» **EXERCISE DETAILS**:
Work out the number of lines in the listing that include the string "this". Reply with that number alone.

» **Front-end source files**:

····················

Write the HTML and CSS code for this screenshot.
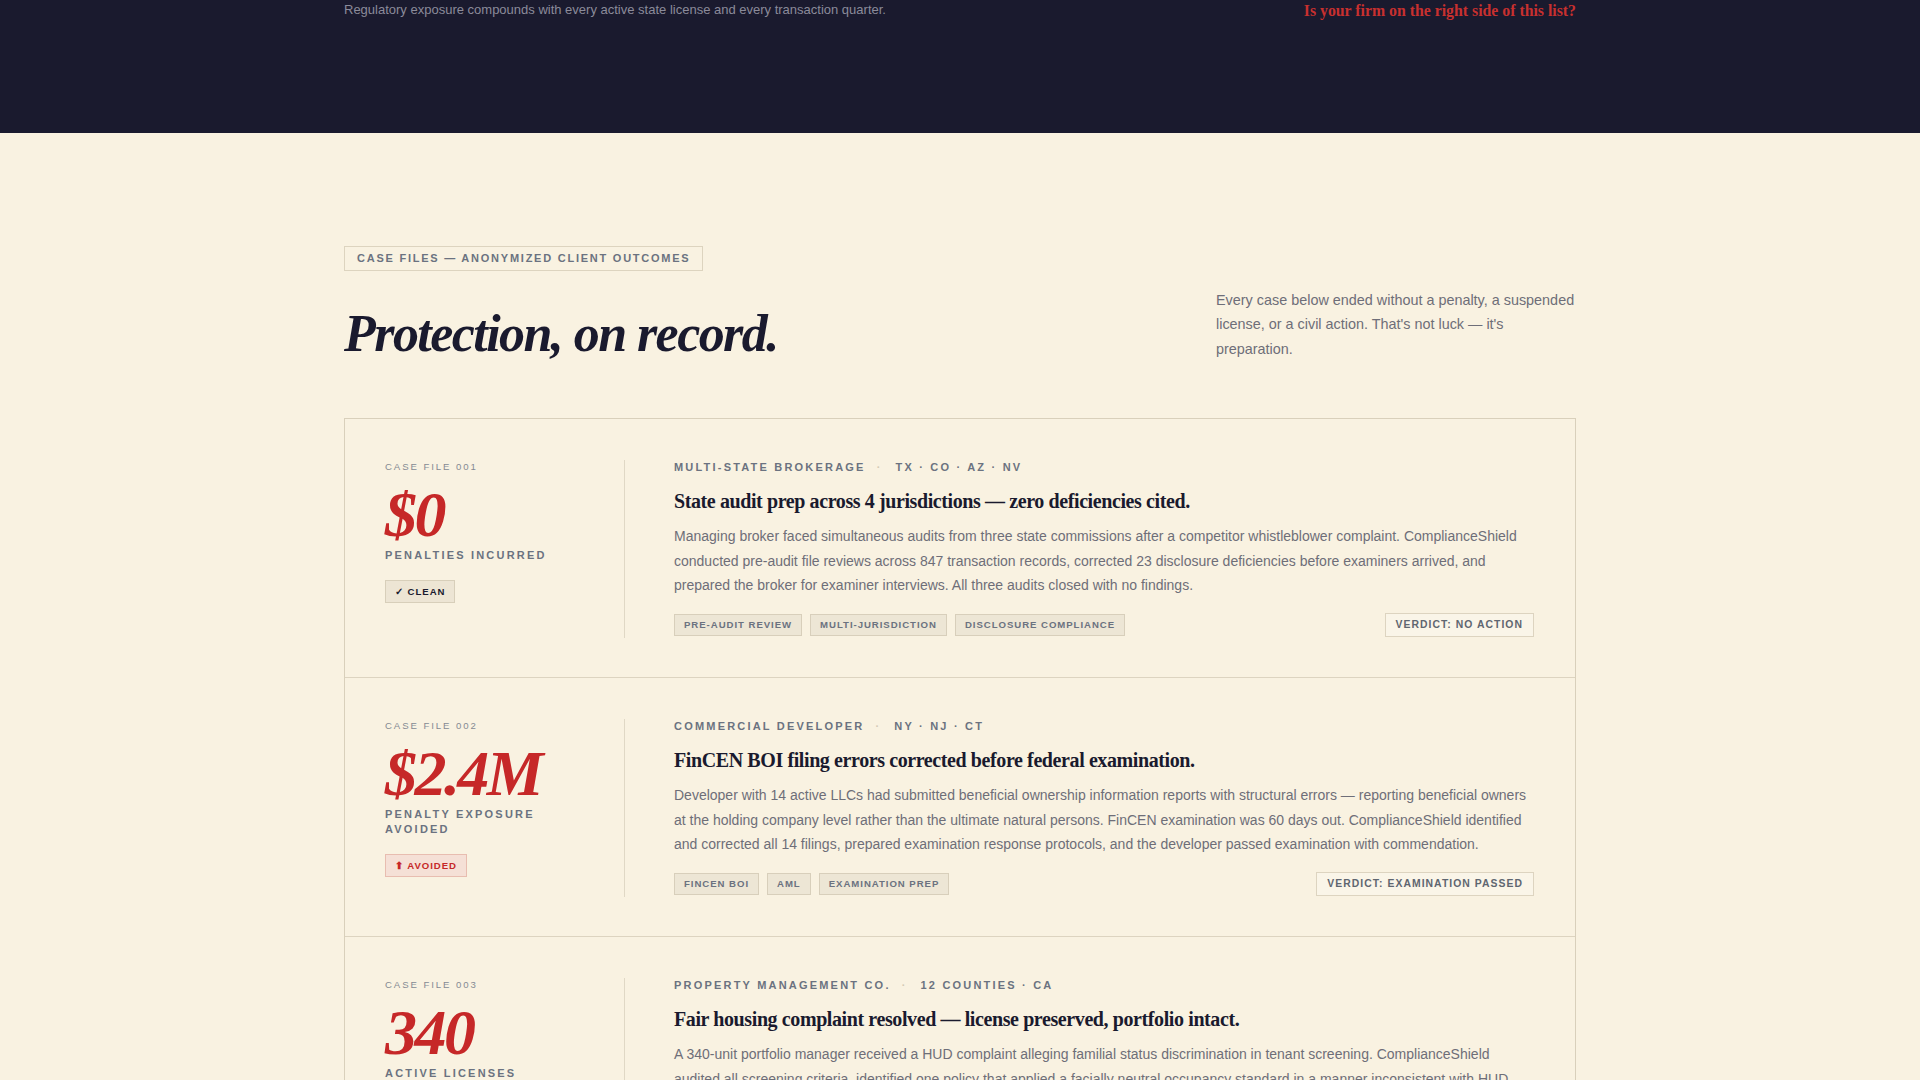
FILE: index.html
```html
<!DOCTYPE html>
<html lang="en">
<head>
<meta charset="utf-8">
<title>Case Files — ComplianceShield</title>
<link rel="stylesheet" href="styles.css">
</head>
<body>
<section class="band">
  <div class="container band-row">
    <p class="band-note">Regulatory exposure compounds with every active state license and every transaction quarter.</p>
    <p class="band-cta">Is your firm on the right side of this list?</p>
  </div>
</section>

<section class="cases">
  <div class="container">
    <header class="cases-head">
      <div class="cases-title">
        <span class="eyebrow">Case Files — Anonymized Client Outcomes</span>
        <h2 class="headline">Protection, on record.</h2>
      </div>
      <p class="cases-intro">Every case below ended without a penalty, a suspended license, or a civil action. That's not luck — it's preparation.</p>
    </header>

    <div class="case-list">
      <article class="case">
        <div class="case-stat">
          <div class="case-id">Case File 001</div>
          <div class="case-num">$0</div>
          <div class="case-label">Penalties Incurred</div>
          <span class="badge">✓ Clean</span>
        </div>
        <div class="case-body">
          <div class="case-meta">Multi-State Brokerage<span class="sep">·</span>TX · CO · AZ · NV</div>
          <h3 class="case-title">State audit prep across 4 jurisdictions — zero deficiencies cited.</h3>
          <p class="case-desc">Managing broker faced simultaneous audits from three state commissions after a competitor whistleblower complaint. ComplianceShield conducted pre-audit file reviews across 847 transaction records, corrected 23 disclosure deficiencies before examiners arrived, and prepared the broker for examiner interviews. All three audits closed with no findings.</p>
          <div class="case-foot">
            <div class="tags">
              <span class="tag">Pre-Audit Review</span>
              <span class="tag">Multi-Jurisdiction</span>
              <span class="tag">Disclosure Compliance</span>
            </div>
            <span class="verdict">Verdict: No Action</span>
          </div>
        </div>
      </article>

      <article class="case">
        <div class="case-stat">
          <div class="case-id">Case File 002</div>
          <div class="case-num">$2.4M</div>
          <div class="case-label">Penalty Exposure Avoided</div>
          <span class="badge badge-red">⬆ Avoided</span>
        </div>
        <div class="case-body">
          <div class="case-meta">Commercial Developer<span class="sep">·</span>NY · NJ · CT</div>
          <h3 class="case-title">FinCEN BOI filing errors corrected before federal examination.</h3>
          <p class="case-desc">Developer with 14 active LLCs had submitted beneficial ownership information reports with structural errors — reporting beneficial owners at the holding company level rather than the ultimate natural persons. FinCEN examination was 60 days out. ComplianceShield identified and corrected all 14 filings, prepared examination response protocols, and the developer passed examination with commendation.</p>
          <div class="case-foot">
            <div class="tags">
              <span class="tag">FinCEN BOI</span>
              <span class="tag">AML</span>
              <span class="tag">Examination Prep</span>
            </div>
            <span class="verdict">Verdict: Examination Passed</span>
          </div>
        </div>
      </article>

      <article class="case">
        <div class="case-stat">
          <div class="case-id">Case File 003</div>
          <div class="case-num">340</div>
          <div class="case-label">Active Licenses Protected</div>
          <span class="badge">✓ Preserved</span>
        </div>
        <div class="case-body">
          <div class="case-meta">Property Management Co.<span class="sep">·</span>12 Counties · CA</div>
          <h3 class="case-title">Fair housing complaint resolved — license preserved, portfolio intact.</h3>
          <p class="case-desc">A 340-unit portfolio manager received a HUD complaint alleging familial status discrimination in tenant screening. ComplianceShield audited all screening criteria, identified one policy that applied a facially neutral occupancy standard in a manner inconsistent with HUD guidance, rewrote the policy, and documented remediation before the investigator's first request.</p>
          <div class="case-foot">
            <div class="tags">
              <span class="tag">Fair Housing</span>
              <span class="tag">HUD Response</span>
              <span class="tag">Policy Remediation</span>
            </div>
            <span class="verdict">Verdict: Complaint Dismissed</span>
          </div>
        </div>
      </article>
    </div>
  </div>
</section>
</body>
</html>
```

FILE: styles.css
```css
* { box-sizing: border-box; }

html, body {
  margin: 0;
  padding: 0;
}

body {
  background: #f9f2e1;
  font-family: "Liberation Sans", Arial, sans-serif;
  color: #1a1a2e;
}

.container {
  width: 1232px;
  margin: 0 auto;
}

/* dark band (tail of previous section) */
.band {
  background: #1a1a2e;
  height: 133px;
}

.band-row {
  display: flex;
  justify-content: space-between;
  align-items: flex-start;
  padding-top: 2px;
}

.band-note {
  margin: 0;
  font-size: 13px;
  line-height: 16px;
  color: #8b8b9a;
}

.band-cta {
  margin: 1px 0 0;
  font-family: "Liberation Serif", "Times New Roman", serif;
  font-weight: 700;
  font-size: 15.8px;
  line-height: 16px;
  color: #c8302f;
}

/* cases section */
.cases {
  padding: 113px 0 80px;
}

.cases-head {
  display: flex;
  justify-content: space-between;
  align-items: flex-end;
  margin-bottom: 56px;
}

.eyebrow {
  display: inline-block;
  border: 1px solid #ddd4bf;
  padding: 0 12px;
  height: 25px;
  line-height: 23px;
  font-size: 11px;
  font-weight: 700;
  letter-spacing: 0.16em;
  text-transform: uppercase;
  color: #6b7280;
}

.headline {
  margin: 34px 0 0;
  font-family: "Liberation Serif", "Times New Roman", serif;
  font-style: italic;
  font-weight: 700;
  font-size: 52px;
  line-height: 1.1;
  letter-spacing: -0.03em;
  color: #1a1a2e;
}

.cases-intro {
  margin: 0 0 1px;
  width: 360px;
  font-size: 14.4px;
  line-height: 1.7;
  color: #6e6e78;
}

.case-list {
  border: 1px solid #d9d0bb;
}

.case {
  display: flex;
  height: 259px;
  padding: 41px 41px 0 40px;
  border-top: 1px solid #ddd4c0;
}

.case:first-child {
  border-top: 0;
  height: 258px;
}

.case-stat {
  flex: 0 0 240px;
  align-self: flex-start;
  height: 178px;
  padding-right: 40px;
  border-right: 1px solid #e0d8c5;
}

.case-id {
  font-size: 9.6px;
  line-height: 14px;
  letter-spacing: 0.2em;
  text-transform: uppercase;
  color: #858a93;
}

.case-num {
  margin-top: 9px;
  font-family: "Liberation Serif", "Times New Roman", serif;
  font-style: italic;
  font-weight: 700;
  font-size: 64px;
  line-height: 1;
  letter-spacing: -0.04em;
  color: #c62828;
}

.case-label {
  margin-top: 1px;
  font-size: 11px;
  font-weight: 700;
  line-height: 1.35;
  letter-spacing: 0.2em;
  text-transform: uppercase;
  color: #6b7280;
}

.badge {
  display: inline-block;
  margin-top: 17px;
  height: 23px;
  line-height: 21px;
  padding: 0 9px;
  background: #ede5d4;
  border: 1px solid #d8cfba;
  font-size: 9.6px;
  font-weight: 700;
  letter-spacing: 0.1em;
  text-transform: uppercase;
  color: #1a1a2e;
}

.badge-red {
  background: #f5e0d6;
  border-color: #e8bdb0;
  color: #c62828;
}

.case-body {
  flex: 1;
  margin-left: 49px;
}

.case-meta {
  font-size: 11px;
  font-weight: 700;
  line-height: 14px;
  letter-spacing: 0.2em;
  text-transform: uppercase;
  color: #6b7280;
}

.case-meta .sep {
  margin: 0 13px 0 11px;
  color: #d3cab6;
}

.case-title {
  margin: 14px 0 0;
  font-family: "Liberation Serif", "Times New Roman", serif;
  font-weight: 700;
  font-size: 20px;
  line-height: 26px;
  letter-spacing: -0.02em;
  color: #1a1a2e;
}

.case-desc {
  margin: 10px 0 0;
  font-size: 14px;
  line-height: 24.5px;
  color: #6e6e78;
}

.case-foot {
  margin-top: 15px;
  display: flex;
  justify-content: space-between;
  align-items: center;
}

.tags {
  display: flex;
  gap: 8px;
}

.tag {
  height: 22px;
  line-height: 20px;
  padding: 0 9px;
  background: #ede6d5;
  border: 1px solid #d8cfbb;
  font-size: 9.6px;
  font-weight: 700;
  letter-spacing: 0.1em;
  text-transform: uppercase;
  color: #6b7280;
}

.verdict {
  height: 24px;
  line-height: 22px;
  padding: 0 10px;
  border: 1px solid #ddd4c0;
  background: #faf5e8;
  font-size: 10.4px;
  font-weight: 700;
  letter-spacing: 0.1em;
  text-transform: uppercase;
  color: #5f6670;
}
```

····················

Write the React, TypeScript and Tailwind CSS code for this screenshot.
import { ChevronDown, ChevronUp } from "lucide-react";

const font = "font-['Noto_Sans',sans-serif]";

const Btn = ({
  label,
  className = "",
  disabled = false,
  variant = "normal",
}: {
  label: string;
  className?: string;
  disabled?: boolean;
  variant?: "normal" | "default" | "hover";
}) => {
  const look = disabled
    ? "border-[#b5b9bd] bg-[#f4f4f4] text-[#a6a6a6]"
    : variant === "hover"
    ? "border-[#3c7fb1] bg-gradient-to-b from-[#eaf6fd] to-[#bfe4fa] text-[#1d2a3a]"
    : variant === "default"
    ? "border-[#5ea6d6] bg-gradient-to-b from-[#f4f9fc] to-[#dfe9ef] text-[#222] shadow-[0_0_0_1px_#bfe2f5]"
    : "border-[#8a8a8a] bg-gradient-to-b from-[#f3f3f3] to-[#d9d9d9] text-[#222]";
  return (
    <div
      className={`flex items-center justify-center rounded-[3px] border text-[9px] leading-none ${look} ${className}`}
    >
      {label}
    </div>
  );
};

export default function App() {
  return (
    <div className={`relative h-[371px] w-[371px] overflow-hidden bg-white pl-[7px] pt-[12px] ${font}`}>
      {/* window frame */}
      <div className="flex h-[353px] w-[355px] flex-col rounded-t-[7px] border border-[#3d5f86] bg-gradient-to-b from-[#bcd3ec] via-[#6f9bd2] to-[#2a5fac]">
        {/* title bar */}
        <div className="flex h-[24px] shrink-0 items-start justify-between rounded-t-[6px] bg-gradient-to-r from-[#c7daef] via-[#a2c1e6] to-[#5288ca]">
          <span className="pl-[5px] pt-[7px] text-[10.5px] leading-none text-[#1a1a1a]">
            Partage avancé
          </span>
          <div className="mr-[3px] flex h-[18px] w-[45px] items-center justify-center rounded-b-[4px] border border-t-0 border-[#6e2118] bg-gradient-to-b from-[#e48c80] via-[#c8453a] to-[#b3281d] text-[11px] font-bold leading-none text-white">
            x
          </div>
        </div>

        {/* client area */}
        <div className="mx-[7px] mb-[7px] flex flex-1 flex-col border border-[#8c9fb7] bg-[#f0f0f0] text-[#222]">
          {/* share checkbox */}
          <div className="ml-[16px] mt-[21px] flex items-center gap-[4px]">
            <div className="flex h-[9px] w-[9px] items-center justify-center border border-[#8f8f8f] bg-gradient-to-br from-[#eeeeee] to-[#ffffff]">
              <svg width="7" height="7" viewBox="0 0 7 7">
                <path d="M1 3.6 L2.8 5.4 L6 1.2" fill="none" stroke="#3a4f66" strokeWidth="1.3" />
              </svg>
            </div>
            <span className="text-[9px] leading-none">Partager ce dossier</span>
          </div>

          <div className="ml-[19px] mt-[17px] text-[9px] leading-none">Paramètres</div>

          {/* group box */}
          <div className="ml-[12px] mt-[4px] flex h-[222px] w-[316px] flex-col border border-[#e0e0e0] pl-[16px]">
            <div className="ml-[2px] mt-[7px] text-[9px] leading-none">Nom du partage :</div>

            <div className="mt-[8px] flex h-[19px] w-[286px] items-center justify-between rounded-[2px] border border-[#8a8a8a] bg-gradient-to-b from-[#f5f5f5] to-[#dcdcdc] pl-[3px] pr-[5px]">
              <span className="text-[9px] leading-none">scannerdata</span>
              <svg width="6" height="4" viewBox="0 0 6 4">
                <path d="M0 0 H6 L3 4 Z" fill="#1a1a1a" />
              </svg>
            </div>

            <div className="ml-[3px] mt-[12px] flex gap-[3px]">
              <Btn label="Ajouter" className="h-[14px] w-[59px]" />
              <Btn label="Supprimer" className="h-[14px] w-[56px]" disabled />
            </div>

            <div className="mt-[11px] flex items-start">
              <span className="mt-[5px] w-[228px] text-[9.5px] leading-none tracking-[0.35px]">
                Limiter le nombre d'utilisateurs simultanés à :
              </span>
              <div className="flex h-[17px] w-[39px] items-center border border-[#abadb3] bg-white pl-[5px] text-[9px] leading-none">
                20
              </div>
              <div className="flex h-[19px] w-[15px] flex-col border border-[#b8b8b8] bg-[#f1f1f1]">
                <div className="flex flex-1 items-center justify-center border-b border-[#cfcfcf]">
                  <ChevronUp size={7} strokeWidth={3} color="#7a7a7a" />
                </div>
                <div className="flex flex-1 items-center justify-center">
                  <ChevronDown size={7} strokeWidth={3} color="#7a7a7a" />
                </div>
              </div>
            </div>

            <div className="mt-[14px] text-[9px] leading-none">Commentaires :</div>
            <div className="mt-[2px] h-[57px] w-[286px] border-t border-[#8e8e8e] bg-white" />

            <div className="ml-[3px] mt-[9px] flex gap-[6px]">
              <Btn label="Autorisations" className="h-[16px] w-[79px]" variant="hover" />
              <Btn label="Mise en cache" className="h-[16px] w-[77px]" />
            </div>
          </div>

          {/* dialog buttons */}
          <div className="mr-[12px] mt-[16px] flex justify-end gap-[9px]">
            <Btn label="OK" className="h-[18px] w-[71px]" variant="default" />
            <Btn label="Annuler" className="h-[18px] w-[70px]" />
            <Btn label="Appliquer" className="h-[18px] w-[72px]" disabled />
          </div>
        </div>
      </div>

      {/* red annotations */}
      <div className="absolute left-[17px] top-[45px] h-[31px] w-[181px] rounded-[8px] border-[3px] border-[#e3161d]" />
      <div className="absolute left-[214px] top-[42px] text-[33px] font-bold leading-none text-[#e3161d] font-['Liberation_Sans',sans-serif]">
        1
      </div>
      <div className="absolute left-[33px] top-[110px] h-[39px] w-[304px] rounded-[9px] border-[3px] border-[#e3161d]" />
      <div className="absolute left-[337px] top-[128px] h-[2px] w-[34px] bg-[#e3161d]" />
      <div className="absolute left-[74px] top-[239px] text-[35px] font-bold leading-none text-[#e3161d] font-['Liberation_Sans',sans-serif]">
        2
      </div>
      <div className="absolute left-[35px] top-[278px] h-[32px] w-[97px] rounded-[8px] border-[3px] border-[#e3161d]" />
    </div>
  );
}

····················

» **TASK SOLUTION**:
3